▶ **Written problem**: Copy everything in the data below exactly except the pictures.

▬▬▬▬▬▬▬▬▬▬

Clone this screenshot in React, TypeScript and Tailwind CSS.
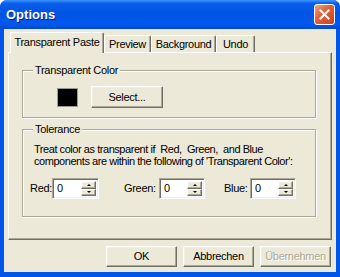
import React from 'react';

const raised =
  'border border-t-white border-l-white border-r-[#716F64] border-b-[#716F64] shadow-[inset_-1px_-1px_0_#ACA899,inset_1px_1px_0_#F1EFE2] bg-[#ECE9D8]';
const sunken =
  'border border-t-[#ACA899] border-l-[#ACA899] border-r-white border-b-white shadow-[inset_1px_1px_0_#716F64,inset_-1px_-1px_0_#F1EFE2] bg-white';
const etched =
  'border border-[#ACA899] shadow-[1px_1px_0_white,inset_1px_1px_0_white]';

function Tab({ label, active, width }: { label: string; active?: boolean; width: string }) {
  return (
    <div
      className={`${width} flex items-center justify-center border-t border-l border-r border-t-white border-l-white border-r-[#716F64] rounded-t-[2px] shadow-[inset_-1px_0_0_#ACA899] bg-[#ECE9D8] ${
        active ? 'h-[21px] -mb-px relative z-10 pb-[2px]' : 'h-[17px] pt-px'
      }`}
    >
      {label}
    </div>
  );
}

function Spinner() {
  return (
    <div className={`${sunken} h-[21px] flex items-stretch p-[2px]`}>
      <div className="flex-1 pl-[2px] leading-[15px]">0</div>
      <div className="w-[15px] flex flex-col">
        <div className={`${raised} flex-1 flex items-center justify-center`}>
          <div className="w-0 h-0 border-l-[2px] border-r-[2px] border-b-[2px] border-l-transparent border-r-transparent border-b-black" />
        </div>
        <div className={`${raised} flex-1 flex items-center justify-center`}>
          <div className="w-0 h-0 border-l-[2px] border-r-[2px] border-t-[2px] border-l-transparent border-r-transparent border-t-black" />
        </div>
      </div>
    </div>
  );
}

function Button({ label, disabled }: { label: string; disabled?: boolean }) {
  return (
    <div
      className={`${raised} w-[71px] h-[21px] flex items-center justify-center ${
        disabled ? 'text-[#ACA899] [text-shadow:1px_1px_0_white]' : ''
      }`}
    >
      {label}
    </div>
  );
}

export default function App() {
  return (
    <div className="w-[340px] h-[277px] flex flex-col bg-[#0055EA] rounded-t-[7px] overflow-hidden font-['Liberation_Sans',Arial,sans-serif] text-[11px] tracking-[-0.3px] text-black">
      {/* Title bar */}
      <div className="h-[29px] flex items-center justify-between pl-[6px] pr-[5px] bg-[linear-gradient(180deg,#3D95FF_0%,#0A5DEA_12%,#0054E3_45%,#0058EE_85%,#0047D2_100%)]">
        <span className="text-white font-bold text-[13px] tracking-normal [text-shadow:1px_1px_0_#0A1E8C]">Options</span>
        <div className="w-[21px] h-[21px] rounded-[3px] border border-white bg-[linear-gradient(135deg,#F0A48A_0%,#E2643F_40%,#C8401E_100%)] flex items-center justify-center">
          <svg width="11" height="11" viewBox="0 0 11 11">
            <path d="M1.5 1.5 L9.5 9.5 M9.5 1.5 L1.5 9.5" stroke="white" strokeWidth="2" strokeLinecap="square" />
          </svg>
        </div>
      </div>

      {/* Client area */}
      <div className="flex-1 mx-[4px] mb-[5px] bg-[#ECE9D8] pt-[4px] px-[4px] flex flex-col">
        <div className="h-[19px] flex items-end pl-[2px]">
          <Tab label="Transparent Paste" active width="w-[94px]" />
          <Tab label="Preview" width="w-[47px]" />
          <Tab label="Background" width="w-[65px]" />
          <Tab label="Undo" width="w-[39px]" />
        </div>

        <div className="h-[188px] border border-t-white border-l-white border-r-[#716F64] border-b-[#716F64] shadow-[inset_-1px_-1px_0_#ACA899] flex flex-col pl-[13px]">
          <fieldset className={`${etched} w-[294px] h-[54px] mt-[11px]`}>
            <legend className="ml-[10px] px-[2px] leading-[12px] bg-[#ECE9D8]">Transparent Color</legend>
            <div className="flex items-center h-[22px] mt-[10px]">
              <div className="ml-[34px] w-[21px] h-[19px] bg-black border border-[#9D9B8F]" />
              <div className={`${raised} ml-[13px] w-[72px] h-[22px] flex items-center justify-center`}>Select...</div>
            </div>
          </fieldset>

          <fieldset className={`${etched} w-[294px] h-[94px] mt-[5px]`}>
            <legend className="ml-[10px] px-[2px] leading-[12px] bg-[#ECE9D8]">Tolerance</legend>
            <p className="ml-[11px] mt-[8px] leading-[12px] whitespace-pre tracking-[-0.45px]">
              {"Treat color as transparent if  Red,  Green,  and Blue\ncomponents are within the following of 'Transparent Color':"}
            </p>
            <div className="flex items-center mt-[11px]">
              <span className="ml-[7px] w-[22px]">Red:</span>
              <div className="w-[47px]">
                <Spinner />
              </div>
              <span className="ml-[25px] w-[35px]">Green:</span>
              <div className="w-[46px]">
                <Spinner />
              </div>
              <span className="ml-[19px] w-[26px]">Blue:</span>
              <div className="w-[46px]">
                <Spinner />
              </div>
            </div>
          </fieldset>
        </div>

        <div className="flex justify-end gap-[6px] mt-[6px] mr-[1px]">
          <Button label="OK" />
          <Button label="Abbrechen" />
          <Button label="Übernehmen" disabled />
        </div>
      </div>
    </div>
  );
}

▬▬▬▬▬▬▬▬▬▬

▶ **Exercise response**:
Clone this screenshot in React, TypeScript and Tailwind CSS.
import React from 'react';

const raised =
  'border border-t-white border-l-white border-r-[#716F64] border-b-[#716F64] shadow-[inset_-1px_-1px_0_#ACA899,inset_1px_1px_0_#F1EFE2] bg-[#ECE9D8]';
const sunken =
  'border border-t-[#ACA899] border-l-[#ACA899] border-r-white border-b-white shadow-[inset_1px_1px_0_#716F64,inset_-1px_-1px_0_#F1EFE2] bg-white';
const etched =
  'border border-[#ACA899] shadow-[1px_1px_0_white,inset_1px_1px_0_white]';

function Tab({ label, active, width }: { label: string; active?: boolean; width: string }) {
  return (
    <div
      className={`${width} flex items-center justify-center border-t border-l border-r border-t-white border-l-white border-r-[#716F64] rounded-t-[2px] shadow-[inset_-1px_0_0_#ACA899] bg-[#ECE9D8] ${
        active ? 'h-[21px] -mb-px relative z-10 pb-[2px]' : 'h-[17px] pt-px'
      }`}
    >
      {label}
    </div>
  );
}

function Spinner() {
  return (
    <div className={`${sunken} h-[21px] flex items-stretch p-[2px]`}>
      <div className="flex-1 pl-[2px] leading-[15px]">0</div>
      <div className="w-[15px] flex flex-col">
        <div className={`${raised} flex-1 flex items-center justify-center`}>
          <div className="w-0 h-0 border-l-[2px] border-r-[2px] border-b-[2px] border-l-transparent border-r-transparent border-b-black" />
        </div>
        <div className={`${raised} flex-1 flex items-center justify-center`}>
          <div className="w-0 h-0 border-l-[2px] border-r-[2px] border-t-[2px] border-l-transparent border-r-transparent border-t-black" />
        </div>
      </div>
    </div>
  );
}

function Button({ label, disabled }: { label: string; disabled?: boolean }) {
  return (
    <div
      className={`${raised} w-[71px] h-[21px] flex items-center justify-center ${
        disabled ? 'text-[#ACA899] [text-shadow:1px_1px_0_white]' : ''
      }`}
    >
      {label}
    </div>
  );
}

export default function App() {
  return (
    <div className="w-[340px] h-[277px] flex flex-col bg-[#0055EA] rounded-t-[7px] overflow-hidden font-['Liberation_Sans',Arial,sans-serif] text-[11px] tracking-[-0.3px] text-black">
      {/* Title bar */}
      <div className="h-[29px] flex items-center justify-between pl-[6px] pr-[5px] bg-[linear-gradient(180deg,#3D95FF_0%,#0A5DEA_12%,#0054E3_45%,#0058EE_85%,#0047D2_100%)]">
        <span className="text-white font-bold text-[13px] tracking-normal [text-shadow:1px_1px_0_#0A1E8C]">Options</span>
        <div className="w-[21px] h-[21px] rounded-[3px] border border-white bg-[linear-gradient(135deg,#F0A48A_0%,#E2643F_40%,#C8401E_100%)] flex items-center justify-center">
          <svg width="11" height="11" viewBox="0 0 11 11">
            <path d="M1.5 1.5 L9.5 9.5 M9.5 1.5 L1.5 9.5" stroke="white" strokeWidth="2" strokeLinecap="square" />
          </svg>
        </div>
      </div>

      {/* Client area */}
      <div className="flex-1 mx-[4px] mb-[5px] bg-[#ECE9D8] pt-[4px] px-[4px] flex flex-col">
        <div className="h-[19px] flex items-end pl-[2px]">
          <Tab label="Transparent Paste" active width="w-[94px]" />
          <Tab label="Preview" width="w-[47px]" />
          <Tab label="Background" width="w-[65px]" />
          <Tab label="Undo" width="w-[39px]" />
        </div>

        <div className="h-[188px] border border-t-white border-l-white border-r-[#716F64] border-b-[#716F64] shadow-[inset_-1px_-1px_0_#ACA899] flex flex-col pl-[13px]">
          <fieldset className={`${etched} w-[294px] h-[54px] mt-[11px]`}>
            <legend className="ml-[10px] px-[2px] leading-[12px] bg-[#ECE9D8]">Transparent Color</legend>
            <div className="flex items-center h-[22px] mt-[10px]">
              <div className="ml-[34px] w-[21px] h-[19px] bg-black border border-[#9D9B8F]" />
              <div className={`${raised} ml-[13px] w-[72px] h-[22px] flex items-center justify-center`}>Select...</div>
            </div>
          </fieldset>

          <fieldset className={`${etched} w-[294px] h-[94px] mt-[5px]`}>
            <legend className="ml-[10px] px-[2px] leading-[12px] bg-[#ECE9D8]">Tolerance</legend>
            <p className="ml-[11px] mt-[8px] leading-[12px] whitespace-pre tracking-[-0.45px]">
              {"Treat color as transparent if  Red,  Green,  and Blue\ncomponents are within the following of 'Transparent Color':"}
            </p>
            <div className="flex items-center mt-[11px]">
              <span className="ml-[7px] w-[22px]">Red:</span>
              <div className="w-[47px]">
                <Spinner />
              </div>
              <span className="ml-[25px] w-[35px]">Green:</span>
              <div className="w-[46px]">
                <Spinner />
              </div>
              <span className="ml-[19px] w-[26px]">Blue:</span>
              <div className="w-[46px]">
                <Spinner />
              </div>
            </div>
          </fieldset>
        </div>

        <div className="flex justify-end gap-[6px] mt-[6px] mr-[1px]">
          <Button label="OK" />
          <Button label="Abbrechen" />
          <Button label="Übernehmen" disabled />
        </div>
      </div>
    </div>
  );
}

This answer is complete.